Sorrento Therapeutics is developing tools to help with COVID-19
Posted at 10:09 AM, May 28, 2021
and last updated 2021-05-28 13:09:59-04

Inside a lab, doctors are developing innovative therapies for people with cancer or extreme pain.

“Almost any cancer antigen you can think of, we either have or can rapidly develop a fully human monoclonal antibody that targets that,” Dr. Mike Royal, Chief Medical Officer of Sorrento Therapeutics, said.

But in 2020, biotech company Sorrento Therapeutics responded to the pandemic as well.

“We actually within a one year time will build the largest portfolio of products in the COVID-19 space,” Dr. Henry Ji, the CEO of Sorrento Therapeutics, said.

These products included the development of COVI-STIX, a quick nasal swab antigen test, and COVI-DROPS, an intranasal neutralizing antibody product, among other products.

“So this is the way to treat outpatients who don't want to be get jabbed with a needle, to get a squirt up each nostril,” Dr. Royal explained.

How these products were developed is a story in itself.

“This is an antibody-centric company, and we get our antibodies from a library of antibody sequences that is all housed within what we call G-MAB,” Dr. Robert Allen, Senior VP of Antiviral & Immunotherapy Development for Sorrento Therapeutics, said.

It looks like a few large freezers next to each other to someone who walks by this library. All cooling at -80 degrees. “It ranks with the largest of these types of antibody libraries in the industry,” Dr. Allen said.

He explained that throughout your life, you develop antibody responses to your environment and your surroundings. Six hundred people donated their blood to Sorrento for this. The company then isolated the antibodies, and now, they live here as part of this frozen library.

“You have a tool now that can be used not only for identifying antibodies for cancer immunotherapy, but now we can use that same library to identify antibodies that are reactive towards infectious disease,” Dr. Allen said.

Which is how they were able to develop their most recent products so quickly. Dr. Royal said these would help in businesses and workspaces, even with FDA-approved vaccines on the market.

“Requiring vaccination or having a vaccination card or some proof, I think, is going to be difficult even for a private company because there are always going to be exceptions. Either health or religious or other types of reasons why people won't wanna get a vaccination,” Dr. Royal said.

“It’s such a marketplace, and you can understand why, just because of the pressure on businesses to open up safely,” Dr. James Neid, an infectious disease specialist and the Director of Infection Prevention for the Medical Center of Aurora, said. He said vaccination is still the most effective way to keep COVID-19 away.

“All of the questions about the future really do depend heavily on the vaccination rate,” he said. “The data is there for people who are fully vaccinated. Beyond that, it gets very challenging. We are still a little bit in the wild west.”

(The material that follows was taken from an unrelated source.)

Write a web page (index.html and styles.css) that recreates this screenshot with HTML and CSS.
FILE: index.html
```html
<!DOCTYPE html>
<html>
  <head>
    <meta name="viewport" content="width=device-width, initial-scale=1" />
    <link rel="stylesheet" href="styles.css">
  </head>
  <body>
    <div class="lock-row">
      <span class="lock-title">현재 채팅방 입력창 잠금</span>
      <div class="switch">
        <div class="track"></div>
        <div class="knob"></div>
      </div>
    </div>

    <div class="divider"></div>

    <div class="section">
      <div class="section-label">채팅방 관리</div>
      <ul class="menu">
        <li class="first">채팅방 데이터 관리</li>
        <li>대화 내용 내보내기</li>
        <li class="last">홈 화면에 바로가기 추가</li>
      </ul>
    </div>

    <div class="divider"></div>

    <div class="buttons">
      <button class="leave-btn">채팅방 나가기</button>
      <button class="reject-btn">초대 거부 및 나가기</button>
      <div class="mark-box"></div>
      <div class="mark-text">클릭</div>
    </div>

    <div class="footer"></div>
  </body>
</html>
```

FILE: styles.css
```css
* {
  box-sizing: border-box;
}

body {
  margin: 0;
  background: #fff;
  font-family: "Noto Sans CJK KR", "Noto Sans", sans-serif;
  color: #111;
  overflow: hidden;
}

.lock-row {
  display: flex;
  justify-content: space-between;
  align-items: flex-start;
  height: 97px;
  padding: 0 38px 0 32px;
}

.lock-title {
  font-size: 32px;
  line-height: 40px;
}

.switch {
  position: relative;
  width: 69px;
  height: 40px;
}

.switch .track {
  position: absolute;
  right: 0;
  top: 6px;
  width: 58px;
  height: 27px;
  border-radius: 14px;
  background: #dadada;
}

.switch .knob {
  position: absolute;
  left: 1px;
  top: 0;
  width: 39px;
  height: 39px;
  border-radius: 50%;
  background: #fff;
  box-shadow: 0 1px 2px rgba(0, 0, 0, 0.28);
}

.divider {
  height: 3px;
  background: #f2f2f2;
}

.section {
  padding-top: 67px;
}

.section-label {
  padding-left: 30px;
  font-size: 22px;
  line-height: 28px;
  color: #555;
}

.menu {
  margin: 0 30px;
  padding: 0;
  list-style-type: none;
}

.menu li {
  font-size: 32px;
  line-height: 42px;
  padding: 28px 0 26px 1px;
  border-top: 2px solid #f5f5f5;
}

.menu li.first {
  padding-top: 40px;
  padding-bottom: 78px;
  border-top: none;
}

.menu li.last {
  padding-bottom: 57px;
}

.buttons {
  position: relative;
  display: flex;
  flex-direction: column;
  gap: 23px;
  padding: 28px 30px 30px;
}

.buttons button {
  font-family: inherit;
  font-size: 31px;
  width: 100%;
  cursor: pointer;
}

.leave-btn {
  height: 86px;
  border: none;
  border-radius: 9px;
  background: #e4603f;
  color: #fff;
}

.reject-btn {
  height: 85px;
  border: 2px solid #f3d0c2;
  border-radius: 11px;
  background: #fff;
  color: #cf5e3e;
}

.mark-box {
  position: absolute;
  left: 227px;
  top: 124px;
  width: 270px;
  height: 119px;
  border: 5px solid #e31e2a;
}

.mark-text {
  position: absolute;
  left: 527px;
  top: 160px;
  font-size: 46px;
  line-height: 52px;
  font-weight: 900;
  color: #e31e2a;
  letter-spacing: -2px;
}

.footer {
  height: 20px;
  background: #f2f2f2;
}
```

Not every business will want to ask employees to prove they’re vaccinated, so they have to focus on what they can control.

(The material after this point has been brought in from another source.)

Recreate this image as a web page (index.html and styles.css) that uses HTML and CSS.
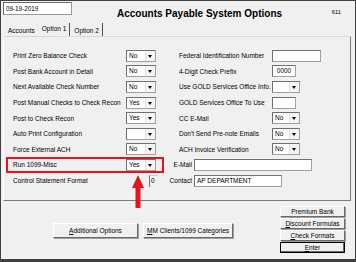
FILE: index.html
```html
<!DOCTYPE html>
<html lang="en">

<head>
    <meta charset="UTF-8">
    <title>Accounts Payable System Options</title>
    <link rel="stylesheet" href="styles.css">
</head>

<body>
    <div class="window">
        <div class="top-bar">
            <div class="date-box">09-19-2019</div>
            <div class="title">Accounts Payable System Options</div>
            <div class="screen-no">611</div>
        </div>
        <div class="tabs">
            <div class="tab">Accounts</div>
            <div class="tab selected">Option 1</div>
            <div class="tab">Option 2</div>
        </div>
        <div class="panel">
            <div class="col">
                <div class="row"><span class="lbl">Print Zero Balance Check</span><div class="combo"><span class="val">No</span><span class="drop"></span></div></div>
                <div class="row"><span class="lbl">Post Bank Account in Detail</span><div class="combo"><span class="val">No</span><span class="drop"></span></div></div>
                <div class="row"><span class="lbl">Next Available Check Number</span><div class="combo"><span class="val">No</span><span class="drop"></span></div></div>
                <div class="row"><span class="lbl">Post Manual Checks to Check Recon</span><div class="combo"><span class="val">Yes</span><span class="drop"></span></div></div>
                <div class="row"><span class="lbl">Post to Check Recon</span><div class="combo"><span class="val">Yes</span><span class="drop"></span></div></div>
                <div class="row"><span class="lbl">Auto Print Configuration</span><div class="combo"><span class="val"></span><span class="drop"></span></div></div>
                <div class="row"><span class="lbl">Force External ACH</span><div class="combo"><span class="val">No</span><span class="drop"></span></div></div>
                <div class="row marked"><span class="lbl">Run 1099-Misc</span><div class="combo"><span class="val">Yes</span><span class="drop"></span></div><span class="highlight"></span></div>
                <div class="row"><span class="lbl">Control Statement Format</span><div class="tiny-field">0</div></div>
            </div>
            <div class="col right">
                <div class="row"><span class="lbl">Federal Identification Number</span><div class="field w49"></div></div>
                <div class="row"><span class="lbl">4-Digit Check Prefix</span><div class="field w24 center">0000</div></div>
                <div class="row"><span class="lbl">Use GOLD Services Office Info.</span><div class="combo short"><span class="val"></span><span class="drop"></span></div></div>
                <div class="row"><span class="lbl">GOLD Services Office To Use</span><div class="field w24"></div></div>
                <div class="row"><span class="lbl">CC E-Mail</span><div class="combo short"><span class="val">No</span><span class="drop"></span></div></div>
                <div class="row"><span class="lbl">Don't Send Pre-note Emails</span><div class="combo short"><span class="val">No</span><span class="drop"></span></div></div>
                <div class="row"><span class="lbl">ACH Invoice Verification</span><div class="combo short"><span class="val">No</span><span class="drop"></span></div></div>
                <div class="row"><span class="lbl small">E-Mail</span><div class="field w118"></div></div>
                <div class="row"><span class="lbl small">Contact</span><div class="field w88">AP DEPARTMENT</div></div>
            </div>
        </div>
        <div class="bottom">
            <div class="left-buttons">
                <div class="btn wide"><u>A</u>dditional Options</div>
                <div class="btn wide"><u>M</u>M Clients/1099 Categories</div>
            </div>
            <div class="right-buttons">
                <div class="btn">Premium Bank</div>
                <div class="btn"><u>D</u>iscount Formulas</div>
                <div class="btn"><u>C</u>heck Formats</div>
                <div class="btn default"><u>E</u>nter</div>
            </div>
        </div>
        <svg class="arrow" width="12" height="33" viewBox="0 0 12 33">
            <polygon points="6,0 12,13 8.5,13 8.5,33 3.5,33 3.5,13 0,13" fill="#e3141f"/>
        </svg>
    </div>
</body>

</html>
```

FILE: styles.css
```css
body {
    margin: 0;
    background-color: #f0f0f0;
}

.window {
    position: relative;
    width: 356px;
    height: 262px;
    box-sizing: border-box;
    border: 1px solid #404040;
    border-bottom-width: 3px;
    background-color: #f0f0f0;
    font-family: "Liberation Sans", Arial, sans-serif;
    font-size: 6.5px;
    color: #000;
}

.top-bar {
    display: flex;
    align-items: flex-start;
    height: 22px;
    padding: 1px 0 0 2px;
    box-sizing: border-box;
}

.date-box {
    width: 69px;
    height: 13px;
    box-sizing: border-box;
    background-color: #fff;
    border: 1px solid #9a9a9a;
    border-top-color: #6a6a6a;
    border-left-color: #6a6a6a;
    padding: 1px 0 0 2px;
    line-height: 9px;
    font-size: 6.3px;
}

.title {
    margin-left: 45px;
    margin-top: 6px;
    font-size: 10px;
    font-weight: bold;
    line-height: 12px;
}

.screen-no {
    margin-left: auto;
    margin-right: 14px;
    margin-top: 7px;
    font-size: 5.8px;
}

.tabs {
    display: flex;
    height: 13px;
    padding-left: 6px;
}

.tab {
    padding: 3px 3px 0 1px;
    margin-right: 3px;
    line-height: 9px;
}

.tab.selected {
    padding-top: 1px;
    border-right: 1px solid #505050;
    margin-right: 3px;
}

.tab.selected + .tab {
    border-right: 1px solid #505050;
}

.panel {
    display: flex;
    height: 165px;
    margin: 0 4px 0 2px;
    padding: 11px 0 0 9px;
    box-sizing: border-box;
    border-top: 1px solid #d8d8d8;
    border-right: 1px solid #7a7a7a;
    border-bottom: 1px solid #7a7a7a;
    border-left: 1px solid #ffffff;
}

.col {
    width: 166px;
}

.row {
    position: relative;
    display: flex;
    align-items: center;
    height: 15.6px;
}

.lbl {
    width: 113px;
    white-space: nowrap;
}

.right .lbl {
    width: 93px;
}

.right .lbl.small {
    width: 26px;
    margin-left: -11px;
    padding-right: 2px;
    box-sizing: border-box;
    text-align: right;
}

.combo {
    display: flex;
    width: 30px;
    height: 12px;
    box-sizing: border-box;
    background-color: #fff;
    border: 1px solid #a0a0a0;
    border-top-color: #707070;
    border-left-color: #707070;
}

.combo.short {
    width: 28px;
}

.val {
    flex: 1;
    padding-left: 2px;
    line-height: 10px;
}

.drop {
    position: relative;
    width: 9px;
    background-color: #f4f4f4;
    border-left: 1px solid #e0e0e0;
}

.drop::after {
    content: "";
    position: absolute;
    left: 2px;
    top: 4px;
    border-left: 2.5px solid transparent;
    border-right: 2.5px solid transparent;
    border-top: 3px solid #000;
}

.field {
    height: 12px;
    box-sizing: border-box;
    background-color: #fff;
    border: 1px solid #a0a0a0;
    border-top-color: #707070;
    border-left-color: #707070;
    padding-left: 2px;
    line-height: 10px;
}

.field.center {
    text-align: center;
    padding-left: 0;
}

.w24 { width: 24px; }
.w49 { width: 49px; }
.w88 { width: 88px; }
.w118 { width: 118px; }

.tiny-field {
    margin-left: 23px;
    width: 9px;
    height: 12px;
    box-sizing: border-box;
    border-left: 1px solid #707070;
    border-top: 1px solid #d0d0d0;
    padding-left: 1px;
    line-height: 10px;
}

.highlight {
    position: absolute;
    left: -7px;
    top: 0;
    width: 158px;
    height: 16px;
    box-sizing: border-box;
    border: 2px solid #e3141f;
}

.bottom {
    display: flex;
    height: 57px;
}

.left-buttons {
    display: flex;
    align-items: center;
    gap: 5px;
    padding-left: 52px;
    padding-top: 2px;
}

.right-buttons {
    display: flex;
    flex-direction: column;
    gap: 1px;
    margin-left: auto;
    margin-right: 10px;
    padding-top: 5px;
}

.btn {
    width: 65px;
    height: 11px;
    box-sizing: border-box;
    background-color: #f0f0f0;
    border: 1px solid #6a6a6a;
    border-top-color: #ffffff;
    border-left-color: #ffffff;
    box-shadow: 1px 1px 0 #a0a0a0;
    text-align: center;
    line-height: 9px;
}

.btn.wide {
    width: auto;
    height: 15px;
    line-height: 13px;
}

.left-buttons .btn:first-child {
    width: 85px;
}

.left-buttons .btn:last-child {
    width: 90px;
}

.btn.default {
    border: 1px solid #000;
    box-shadow: inset -1px -1px 0 #6a6a6a;
}

.arrow {
    position: absolute;
    left: 131px;
    top: 174px;
}
```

“Each business, it depends on how enclosed it is, how well the ventilation there is, how much outdoor space there is, and what's going on in the community around them,” Dr. Neid said.

Meanwhile, Sorrento’s products are going through the Food and Drug Administration approval process. They received FDA clearance to start a Phase 1 study for COVI-DROPS in March.

“If it gets FDA approval anywhere in the world, you can actually get that one from a CVS or regular drug stores with a prescription,” Dr. Ji said.

And they submitted COVI-STIX for an emergency use authorization back in December.

“We’re moving a lot of things along in the development pathway, but, you know, it takes time,” Dr. Royal said.

On top of masks, temperature checks, vaccinations, and other safety measures, Sorento is working on adding a few more tools to the toolbox.

“Human society is facing the biggest pandemic threat. Of course, if you're a drug company, you want to be in it to hopefully one day have drugs or a vaccine or detection system that can help society and save lives. That's our ultimate goal,” Dr. Ji said.